One of the tougher white belts that I train with recently asked me a question that I thought was truly profound. This gentleman is very strong and stocky, and is able to easily overpower me if we get into a contest of strength. He was interested in learning how to handle training partners that insist on jockeying for position with him, thus wasting a lot of time and energy during rounds.
I felt that this question is very relevant, as I’ve seen it happen with training partners from white belt to black belt. Someone goes into a roll with a specific position in mind and doesn’t want to let their training partner establish a different position. The same thing happens in competition.
Learn to yield.
I don’t mean that you should “lose” the positional battle. And sometimes, if you feel you are in fact stronger than the other person go right ahead and dictate the position. But if we are pushing each other and I am forced to back up, chances are you’re stronger than me or better at pushing than I am, and I am just wasting time and energy trying to make something happen that won’t happen instead of taking what WILL happen and turning it to my advantage.
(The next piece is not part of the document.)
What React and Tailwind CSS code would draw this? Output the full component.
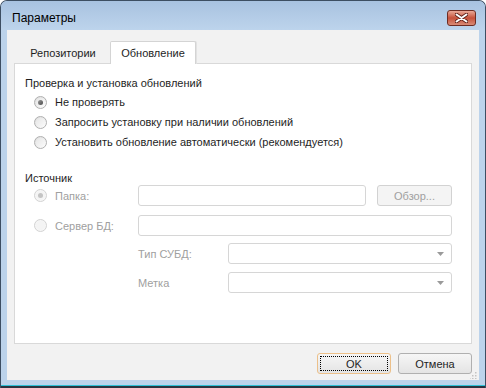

When someone pushes me in a linear motion, and I feel that it’s time to yield, I will do one of two things, disengage and reset the engagement to neutral or find a vector in which the other man is no longer stronger than me.
Disengagement to me is simple: step away, run away, back away, whatever, just try to avoid making it obvious. Make the other person stand still for a moment and start to reset your grips. It’s possible that in resetting you may be able to get an advantageous grip or angle and things will be different.
As far as finding a vector in which the other man is no longer stronger than I am, there are two concepts: level changing and angle cutting. If for example I am in someone’s guard and things just aren’t going my way, maybe I stand up, if they are playing some sort of an open guard maybe I change my angle relative to them.
In a shoving match this can translate to dropping in for a takedown or a leg lock entry, pulling guard or positioning your body such that you are at an angle and looking at the side of the other person’s face. It’s kind of hard to shove someone around when they are perpendicular to you with their chest facing your side.
Rather than fighting fire with fire, fight fire with water. Learning to yield is one of the most valuable tools both physically (for self defense as well as competition) and psychologically that jiu-jitsu offers us. You don’t need to be stronger than everyone; your goal should be to be strong enough to supplement your technique, and to have an understanding of using another person’s movement to put yourself in an advantageous position.